While I didn't read this, or it's sequel Kiss My Math, thoroughly, I certainly want them in my classroom -- lots of hands-on examples and methods, cute and clever wording to connect with students, even practice problems that don't feel like actual work (suggested by a cute TV personality has more weight than assigned by a teacher?). The cover design that looks like an issue of Teen Vogue is apt, there are also a lot of girl-centric non-Math articles, advice, and encouraging quotes.

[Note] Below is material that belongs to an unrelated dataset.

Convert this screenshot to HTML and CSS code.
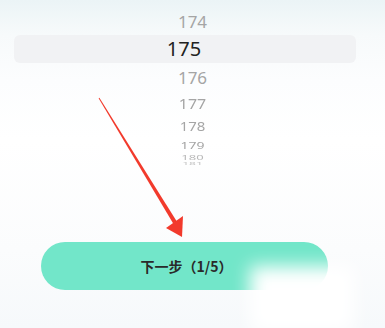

From a Math student viewpoint, it reminded me of my Math for Elementary Teachers course from just a few years back. That class gave me such a headache, but the brain pain was from repeatedly slapping my forehead while exclaiming "No one ever taught me that!" and from the blinding flashes of lightbulbs going off above my head. I remember Math as learn/memorize/practice doing it this way or you'll get it wrong -- which I usually did. That Professor, and McKellar's book, teaches tricks, shortcuts, divisibility rules, dare we say "fun" Math stuff that will :
- provide multiple methods of getting the right answer, so not every
robotstudent has to do the work the same way. - teach cool patterns, easy to remember algorithms, even tricks that can help students feel smart and gain confidence when they start getting the answers correct.
- engage students, getting them to invest in their own learn by presenting a 3-digit division problem as something more than one of 20 to solve -- it's the work place, it's marriage, it's a real-world problem that needs solving, and the student has been armed and trained in several tools and skills in order to reach the solution.